I mean, just take a step back from Cyrus’s antics for a moment (because yes, as a mother, I have found all this just ridiculous, and yes, I do spend a large amount of time holding Cyrus up as an example of how you do not behave to my 13- and 11-year-olds). Let’s look at the big picture: Disney star needs to grow up; Disney star does all sorts of bad stuff and alienates her old fan base (and their parents); delinquent star is then picked up out of the gutter, well dressed, and demonstrates heretofore unrevealed depths. That kind of narrative arc doesn’t happen by accident. It happens by, well, design. And it is a familiar fashion blueprint.
Think of it this way: replace “Disney star” with “brand”. Brand needs to become relevant to new audience, so hires new designer; brand’s new designer rejects old aesthetic and alienates former consumers; brand’s new designer creates new look and everyone celebrates. It has, when it comes to old houses and new beginnings, been the story of the decade – since John Galliano transformed Dior’s New Look into Dior’s Matrix. (I will never forget talking to a course instructor of St Martin’s college in London a few years ago, and him observing that now, when his students were being influenced by Dior, it was the Galliano Dior they were referencing.
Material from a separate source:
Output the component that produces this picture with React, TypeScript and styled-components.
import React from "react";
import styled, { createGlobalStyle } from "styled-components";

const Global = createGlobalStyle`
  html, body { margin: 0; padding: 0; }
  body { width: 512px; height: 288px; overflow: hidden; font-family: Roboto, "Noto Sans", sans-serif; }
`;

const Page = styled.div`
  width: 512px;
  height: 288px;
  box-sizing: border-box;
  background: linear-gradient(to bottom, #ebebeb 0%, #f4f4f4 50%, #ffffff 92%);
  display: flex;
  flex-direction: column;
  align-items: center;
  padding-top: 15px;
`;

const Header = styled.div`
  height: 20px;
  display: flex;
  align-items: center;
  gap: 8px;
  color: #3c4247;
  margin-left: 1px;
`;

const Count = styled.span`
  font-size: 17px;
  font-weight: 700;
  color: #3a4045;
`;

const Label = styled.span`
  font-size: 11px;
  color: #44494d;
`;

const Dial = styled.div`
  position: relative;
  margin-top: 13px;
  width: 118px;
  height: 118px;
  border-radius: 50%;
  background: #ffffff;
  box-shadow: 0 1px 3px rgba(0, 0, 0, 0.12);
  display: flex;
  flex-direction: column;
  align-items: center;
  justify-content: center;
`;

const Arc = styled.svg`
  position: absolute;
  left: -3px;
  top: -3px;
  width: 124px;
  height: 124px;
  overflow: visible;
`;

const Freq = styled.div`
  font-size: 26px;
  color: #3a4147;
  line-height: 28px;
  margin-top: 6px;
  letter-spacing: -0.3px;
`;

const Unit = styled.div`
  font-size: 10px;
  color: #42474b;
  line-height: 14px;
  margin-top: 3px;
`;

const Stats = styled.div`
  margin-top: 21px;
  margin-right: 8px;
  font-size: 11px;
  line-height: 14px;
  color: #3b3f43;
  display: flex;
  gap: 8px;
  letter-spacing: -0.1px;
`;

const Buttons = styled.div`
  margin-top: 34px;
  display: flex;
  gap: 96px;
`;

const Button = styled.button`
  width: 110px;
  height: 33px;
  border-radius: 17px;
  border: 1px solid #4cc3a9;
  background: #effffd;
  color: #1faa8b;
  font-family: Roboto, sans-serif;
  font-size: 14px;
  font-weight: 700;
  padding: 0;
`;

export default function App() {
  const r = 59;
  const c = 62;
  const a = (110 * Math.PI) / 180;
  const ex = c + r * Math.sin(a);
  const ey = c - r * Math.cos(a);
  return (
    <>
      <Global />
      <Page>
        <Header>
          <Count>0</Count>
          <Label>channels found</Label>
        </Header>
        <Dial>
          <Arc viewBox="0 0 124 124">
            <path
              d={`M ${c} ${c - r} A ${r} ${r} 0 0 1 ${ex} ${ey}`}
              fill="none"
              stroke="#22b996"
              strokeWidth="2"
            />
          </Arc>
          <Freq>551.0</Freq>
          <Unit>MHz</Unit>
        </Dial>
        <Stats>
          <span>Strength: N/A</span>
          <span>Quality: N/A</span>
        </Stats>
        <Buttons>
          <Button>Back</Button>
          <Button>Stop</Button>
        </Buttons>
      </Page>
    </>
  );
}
The image of the former Dior was gone.)
It’s the story of Riccardo Tisci’s Givenchy, and Hedi Slimane’s Saint Laurent: first comes the outrage and rejection, and then comes the acceptance. It’s the story of Kim Kardashian’s ascent from reality TV to the cover of highbrow fashion magazine W, and Kate Upton going from Sports Illustrated to Vogue. It’s the story, when you think of it, of Jacobs himself: the designer whose grunge collection for Perry Ellis in 1992 provoked such outrage at the time that he was fired – only for him to become the next big initial public offering two decades later. Derision and redemption, that’s how it goes.
Indeed, Cyrus is not the first celebrity in search of a new reputation to notice the pattern: before her there was Victoria Beckham, who successfully separated herself from her former, much-derided-by-high-culture-types Spice Girl self via a Marc Jacobs ad campaign – the one in which she mocked her wannabe image by popping out of a giant shopping bag, thus paving the way for her new identity as a designer. I doubt the transformative power of the campaign, or the man behind it, escaped Cyrus’s notice. Indeed, I’d put money on there being a cause-and-effect relationship here.
Of course, whether it will work in Cyrus’s case is another story. Thus far, in informal Twitter/blogging polls, the jury is out: there are questions raised about her stage costumes (crude) versus her red-carpet looks (better; see the Jacobs she wore to the Met Ball last May). However, it doesn’t seem too far-fetched to think that there’s a likelihood, given the ad campaign, that when her tour starts next month, she might be wearing some Jacobs, as opposed to just underwear, on stage. At which point Cyrus 3.0 will have arrived.